The 30 measures Athens must pass

 The interventions that form a condition for the first tranche of the new package
By Sotiris Nikas
Thirty tough legislative interventions affecting key sectors have to be rushed through Parliament for the government to secure the first tranche of the new bailout package. The measures are the following:
- Reductions in pharmaceutical spending by 1.076 billion euros, in defense by 300 million euros, in arms by 300 million euros and in doctors’ overtime by 50 million euros.
- The abolition of 550 deputy mayor posts, saving 30 million euros.
- Cuts in consumer spending and election allowances amounting to 270 million euros, in other allowances and grants by 190 million euros, and in the Public Investment Program by 400 million euros.
- Ministerial decisions for the application of objective criteria for the self-employed, for the full application of the single salary system for all state corporations, for the Public Power Corporation to pay its revenues from the special property tax paid through the electricity bills to the state within two days (instead of 20), and on the cost of permits for new trucks for public use.
- A 22 percent reduction of the minimum wage, with people below the age of 25 years taking a 32 percent cut.
- The suspension of the additional allowance for every two years of work that civil servants were paid.
- The maximum period for collective labor contracts to be set at three years, the duration of existing contracts to be up to one year, the extension of expired contracts to be by just three months. Other allowances for past experience, children etc will be maintained after contract expiry until a new contract is signed.
- An end to the unilateral resort to arbitration and to contracts with a specific time limit that expire with retirement.
- The reduction of social security contributions by 2 percent.
- The abolition of the organizations providing state-subsidized housing (OEK and OEE).
- The amendment of regulations for expired debts.
- The completion of inspections for value-added tax payment.
- A pension cut in healthy funds by 15 percent and by the same rate in auxiliary pensions, whose funds will also be reformed.
- A restructuring of the banking system and strengthening of the fund safeguarding bank deposits.
- A revision of the operation of the Credit Stability Fund.
- The deregulation of 17 closed-shop professions.






1 comment:

  1. http://www.ekathimerini.com/4dcgi/_w_articles_wsite2_1_10/02/2012_427225

    Having been operating on emergency reserves for the last few days, the country’s power and natural gas systems are now at a critical point.

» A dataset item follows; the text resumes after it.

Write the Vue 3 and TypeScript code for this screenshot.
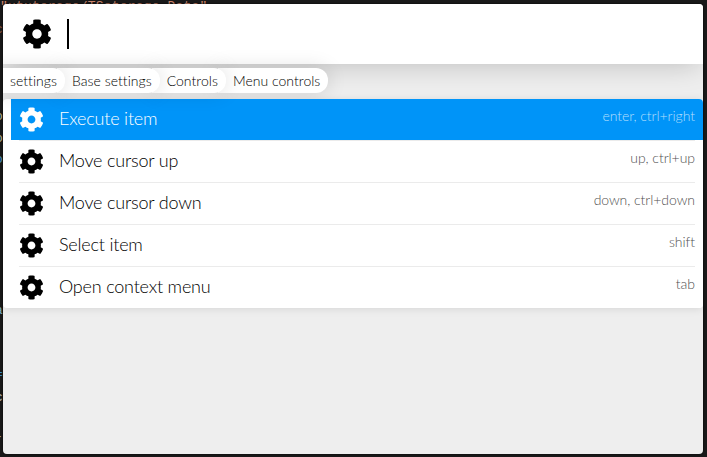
<script setup lang="ts">
import { ref } from 'vue'

interface MenuItem {
  name: string
  keys: string
}

const gear =
  'M487.4 315.7l-42.6-24.6c4.3-23.2 4.3-47 0-70.2l42.6-24.6c4.9-2.8 7.1-8.6 5.5-14-11.1-35.6-30-67.8-54.7-94.6-3.8-4.1-10-5.1-14.8-2.3L380.8 110c-17.9-15.4-38.5-27.3-60.8-35.1V25.8c0-5.6-3.9-10.5-9.4-11.7-36.7-8.2-74.3-7.8-109.2 0-5.5 1.2-9.4 6.1-9.4 11.7V75c-22.2 7.9-42.8 19.8-60.8 35.1L88.7 85.5c-4.9-2.8-11-1.9-14.8 2.3-24.7 26.7-43.6 58.9-54.7 94.6-1.7 5.4.6 11.2 5.5 14L67.3 221c-4.3 23.2-4.3 47 0 70.2l-42.6 24.6c-4.9 2.8-7.1 8.6-5.5 14 11.1 35.6 30 67.8 54.7 94.6 3.8 4.1 10 5.1 14.8 2.3l42.6-24.6c17.9 15.4 38.5 27.3 60.8 35.1v49.2c0 5.6 3.9 10.5 9.4 11.7 36.7 8.2 74.3 7.8 109.2 0 5.5-1.2 9.4-6.1 9.4-11.7v-49.2c22.2-7.9 42.8-19.8 60.8-35.1l42.6 24.6c4.9 2.8 11 1.9 14.8-2.3 24.7-26.7 43.6-58.9 54.7-94.6 1.5-5.5-.7-11.3-5.6-14.1zM256 336c-44.1 0-80-35.9-80-80s35.9-80 80-80 80 35.9 80 80-35.9 80-80 80z'

const crumbs: string[] = ['settings', 'Base settings', 'Controls', 'Menu controls']
const selected = ref(0)
const items: MenuItem[] = [
  { name: 'Execute item', keys: 'enter, ctrl+right' },
  { name: 'Move cursor up', keys: 'up, ctrl+up' },
  { name: 'Move cursor down', keys: 'down, ctrl+down' },
  { name: 'Select item', keys: 'shift' },
  { name: 'Open context menu', keys: 'tab' },
]
</script>

<template>
  <div class="desktop">
    <div class="behind top">"ututorage/TSstorage Data"</div>
    <span class="behind edge e1">c</span>
    <span class="behind edge e2">o</span>
    <span class="behind edge e3">o</span>
    <span class="behind edge e4">o</span>
    <span class="behind edge e5">a</span>
    <span class="behind edge e6">=</span>
    <span class="behind edge e7">c</span>
    <span class="behind edge e8">-</span>
    <main class="window">
      <header class="search">
        <svg class="search-icon" viewBox="0 0 512 512"><path :d="gear" /></svg>
        <span class="caret"></span>
      </header>
      <nav class="crumbs">
        <span v-for="(c, i) in crumbs" :key="c" class="crumb" :style="{ zIndex: crumbs.length - i }">{{ c }}</span>
      </nav>
      <ul class="list">
        <li v-for="(item, i) in items" :key="item.name" class="row" :class="{ selected: i === selected }" @mouseenter="selected = i">
          <div class="inner">
            <svg class="row-icon" viewBox="0 0 512 512"><path :d="gear" /></svg>
            <span class="name">{{ item.name }}</span>
            <span class="keys">{{ item.keys }}</span>
          </div>
        </li>
      </ul>
    </main>
  </div>
</template>

<style>
body {
  background: #191919;
  overflow: hidden;
}
</style>

<style scoped>
.desktop {
  position: relative;
  box-sizing: border-box;
  width: 707px;
  height: 457px;
  padding: 4px 4px 3px 3px;
  background: #191919;
  overflow: hidden;
  font-family: Lato, "Liberation Sans", sans-serif;
  font-weight: 300;
  font-variant-ligatures: none;
}
.behind {
  position: absolute;
  font: 13px/16px "Liberation Mono", monospace;
  white-space: pre;
}
.top {
  left: 0;
  top: -1px;
  letter-spacing: 0.18px;
  color: #c9836a;
}
.edge {
  left: -5px;
  color: #b4b08f;
}
.e1 { top: 22px; color: #87543f; }
.e2 { top: 109px; }
.e3 { top: 131px; }
.e4 { top: 152px; color: #4c94bd; }
.e5 { top: 303px; color: #79a9bd; }
.e6 { top: 367px; color: #398ac4; }
.e7 { top: 390px; color: #b5b5b5; }
.e8 { top: 429px; color: #b5b5b5; }
.window {
  position: relative;
  height: 450px;
  background: #eeeeee;
  border-radius: 4px;
  overflow: hidden;
  box-shadow: 0 0 2px #000;
}
.search {
  position: relative;
  display: flex;
  align-items: center;
  box-sizing: border-box;
  height: 60px;
  padding-left: 19px;
  background: #fff;
  box-shadow: 0 4px 28px -4px rgba(0, 0, 0, 0.22);
}
.search-icon {
  width: 30px;
  height: 30px;
}
.caret {
  width: 2px;
  height: 30px;
  margin-left: 15px;
  background: #000;
}
.crumbs {
  position: relative;
  display: flex;
  height: 25px;
  margin-top: 4px;
}
.crumb {
  position: relative;
  height: 25px;
  padding: 0 8px 0 15px;
  margin-left: -8px;
  border-radius: 0 12px 12px 0;
  background: #fff;
  box-shadow: 0 0 20px rgba(0, 0, 0, 0.13);
  color: #000;
  font-size: 14px;
  letter-spacing: 0.03px;
  line-height: 26px;
  white-space: nowrap;
}
.list {
  position: relative;
  z-index: 1;
  margin: 6px 0 0;
  padding: 0;
  list-style: none;
  border-radius: 4px;
  overflow: hidden;
  background: #fff;
  box-shadow: 0 1px 8px rgba(0, 0, 0, 0.1);
}
.row {
  height: 42px;
  margin-left: 8px;
  padding: 0 8px;
  background: #fff;
  color: #000;
}
.row:last-child {
  height: 41px;
}
.inner {
  display: flex;
  box-sizing: border-box;
  height: 42px;
  border-bottom: 1px solid #ebebeb;
}
.row:last-child .inner {
  height: 41px;
  border-bottom: 0;
}
.row.selected {
  background: linear-gradient(#0094f8 41px, #fff 41px);
  color: #fff;
}
.row-icon {
  width: 25px;
  height: 25px;
  margin-top: 8px;
}
path {
  fill: currentColor;
}
.name {
  flex: 1;
  margin-left: 15px;
  font-size: 18px;
  letter-spacing: -0.2px;
  line-height: 38px;
}
.keys {
  color: #505050;
  font-size: 14px;
  letter-spacing: -0.05px;
  line-height: 34px;
}
.selected .keys {
  color: #b4dffd;
}
</style>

    Bulgaria has stopped exporting electrical energy for the time being owing to the current cold weather in that country. These exports cover 4 percent of Greece’s demand, and Sofia’s decision is likely to create pressure on the Greek grid, which has been has operating with limited plant availability for the last few months.

    The natural gas system is also facing serious problems as Turkey continues to withhold all quantities destined for Greece due to its own requirements, while the Public Gas Corporation (DEPA) is having a hard time finding emergency quantities of natural gas on the spot market to satisfy its needs. Demand registered a new record on Thursday, soaring to 248,000 megawatt hours.

    Conditions worsened due to the reported refusal of the natural gas grid operator (DESFA) to issue a permit for Algerian company Sonatrach’s ship to unload the emergency quantities that DEPA had acquired due to an absence of the necessary papers.